═════ GIVEN MATERIAL ═════
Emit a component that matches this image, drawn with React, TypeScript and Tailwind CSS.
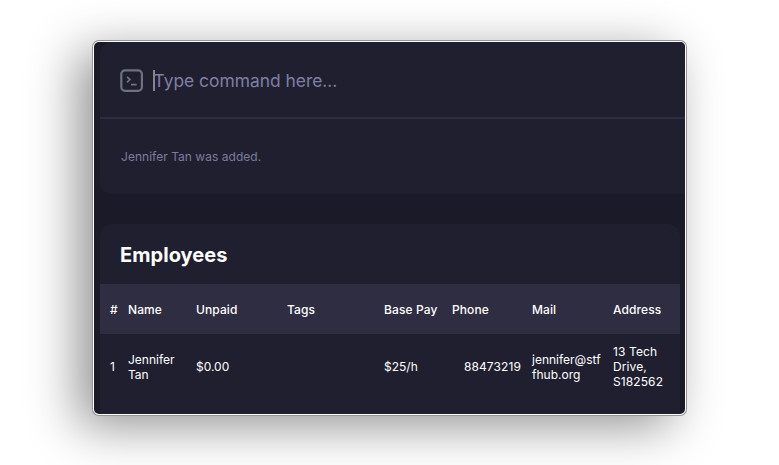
const columns = [
  { label: "#", width: "w-[18px]" },
  { label: "Name", width: "w-[68px]" },
  { label: "Unpaid", width: "w-[91px]" },
  { label: "Tags", width: "w-[97px]" },
  { label: "Base Pay", width: "w-[68px]" },
  { label: "Phone", width: "w-[80px]" },
  { label: "Mail", width: "w-[81px]" },
  { label: "Address", width: "w-[67px]" },
];

function TerminalIcon() {
  return (
    <svg className="mt-px h-6 w-6 shrink-0" viewBox="0 0 24 24" fill="none" stroke="#6b747b">
      <rect x="1.3" y="1.3" width="20.6" height="20.6" rx="3.8" strokeWidth="2.2" />
      <path d="M7 7.8l3 2.8-3 2.8" strokeWidth="1.7" />
      <path d="M11 15.6h5.6" strokeWidth="1.6" />
    </svg>
  );
}

function CommandPanel() {
  return (
    <section className="h-[152px] w-[600px] rounded-xl bg-[#201f30]">
      <div className="flex h-[77px] items-center border-b-2 border-[#2e2c40] pl-5 pt-[2px]">
        <TerminalIcon />
        <div className="ml-[9px] h-[21px] w-[2px] bg-[#85858d]" />
        <span className="-ml-[1.5px] text-[17.4px] leading-[22px] text-[#7e7fa2]">Type command here...</span>
      </div>
      <p className="pl-[21px] pt-[30px] text-[12px] leading-[15px] tracking-[0.03px] text-[#7b7c9d]">Jennifer Tan was added.</p>
    </section>
  );
}

function Employees() {
  return (
    <section className="mt-[30px] h-[260px] w-[580px] rounded-xl bg-[#201f30] text-white">
      <h1 className="flex h-[60px] items-center pl-5 pt-[2px] text-[20px] font-bold leading-6 tracking-[0.05px]">Employees</h1>
      <div className="flex h-[50px] items-center bg-[#2f2d41] pl-[10px] pt-[2px] text-[12px] font-medium tracking-[0.1px]">
        {columns.map((c) => (
          <span key={c.label} className={`${c.width} shrink-0 whitespace-nowrap`}>{c.label}</span>
        ))}
      </div>
      <div className="flex h-[64px] items-center pl-[10px] text-[12px] leading-[15px]">
        <span className="w-[18px] shrink-0">1</span>
        <span className="w-[68px] shrink-0 pr-5 pt-px">Jennifer Tan</span>
        <span className="w-[188px] shrink-0">$0.00</span>
        <span className="w-[68px] shrink-0">$25/h</span>
        <span className="w-[80px] shrink-0 pr-[11px] text-right tracking-[0.1px]">88473219</span>
        <span className="w-[81px] shrink-0 pt-px">jennifer@stf<br />fhub.org</span>
        <span className="w-[67px] shrink-0 tracking-[0.1px]">13 Tech<br />Drive,<br />S182562</span>
      </div>
    </section>
  );
}

export default function App() {
  return (
    <main className="h-[465px] w-[779px] overflow-hidden bg-white pl-[93px] pt-[41px] font-['Inter',sans-serif]">
      <div className="h-[374px] w-[593px] rounded-[6px] border border-white bg-white shadow-[0_0_0_1px_#969494,-15px_11px_50px_0px_rgba(0,0,0,0.43)]">
        <div className="h-[372px] w-[591px] overflow-hidden rounded-[5px] bg-[#1b1a29] pl-[6px]">
          <CommandPanel />
          <Employees />
        </div>
      </div>
    </main>
  );
}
═════
▶ _EXERCISE DIRECTIONS_: Would you set down the listing exactly, omitting pictures?

▶ _RESULT BELOW_:
Emit a component that matches this image, drawn with React, TypeScript and Tailwind CSS.
const columns = [
  { label: "#", width: "w-[18px]" },
  { label: "Name", width: "w-[68px]" },
  { label: "Unpaid", width: "w-[91px]" },
  { label: "Tags", width: "w-[97px]" },
  { label: "Base Pay", width: "w-[68px]" },
  { label: "Phone", width: "w-[80px]" },
  { label: "Mail", width: "w-[81px]" },
  { label: "Address", width: "w-[67px]" },
];

function TerminalIcon() {
  return (
    <svg className="mt-px h-6 w-6 shrink-0" viewBox="0 0 24 24" fill="none" stroke="#6b747b">
      <rect x="1.3" y="1.3" width="20.6" height="20.6" rx="3.8" strokeWidth="2.2" />
      <path d="M7 7.8l3 2.8-3 2.8" strokeWidth="1.7" />
      <path d="M11 15.6h5.6" strokeWidth="1.6" />
    </svg>
  );
}

function CommandPanel() {
  return (
    <section className="h-[152px] w-[600px] rounded-xl bg-[#201f30]">
      <div className="flex h-[77px] items-center border-b-2 border-[#2e2c40] pl-5 pt-[2px]">
        <TerminalIcon />
        <div className="ml-[9px] h-[21px] w-[2px] bg-[#85858d]" />
        <span className="-ml-[1.5px] text-[17.4px] leading-[22px] text-[#7e7fa2]">Type command here...</span>
      </div>
      <p className="pl-[21px] pt-[30px] text-[12px] leading-[15px] tracking-[0.03px] text-[#7b7c9d]">Jennifer Tan was added.</p>
    </section>
  );
}

function Employees() {
  return (
    <section className="mt-[30px] h-[260px] w-[580px] rounded-xl bg-[#201f30] text-white">
      <h1 className="flex h-[60px] items-center pl-5 pt-[2px] text-[20px] font-bold leading-6 tracking-[0.05px]">Employees</h1>
      <div className="flex h-[50px] items-center bg-[#2f2d41] pl-[10px] pt-[2px] text-[12px] font-medium tracking-[0.1px]">
        {columns.map((c) => (
          <span key={c.label} className={`${c.width} shrink-0 whitespace-nowrap`}>{c.label}</span>
        ))}
      </div>
      <div className="flex h-[64px] items-center pl-[10px] text-[12px] leading-[15px]">
        <span className="w-[18px] shrink-0">1</span>
        <span className="w-[68px] shrink-0 pr-5 pt-px">Jennifer Tan</span>
        <span className="w-[188px] shrink-0">$0.00</span>
        <span className="w-[68px] shrink-0">$25/h</span>
        <span className="w-[80px] shrink-0 pr-[11px] text-right tracking-[0.1px]">88473219</span>
        <span className="w-[81px] shrink-0 pt-px">jennifer@stf<br />fhub.org</span>
        <span className="w-[67px] shrink-0 tracking-[0.1px]">13 Tech<br />Drive,<br />S182562</span>
      </div>
    </section>
  );
}

export default function App() {
  return (
    <main className="h-[465px] w-[779px] overflow-hidden bg-white pl-[93px] pt-[41px] font-['Inter',sans-serif]">
      <div className="h-[374px] w-[593px] rounded-[6px] border border-white bg-white shadow-[0_0_0_1px_#969494,-15px_11px_50px_0px_rgba(0,0,0,0.43)]">
        <div className="h-[372px] w-[591px] overflow-hidden rounded-[5px] bg-[#1b1a29] pl-[6px]">
          <CommandPanel />
          <Employees />
        </div>
      </div>
    </main>
  );
}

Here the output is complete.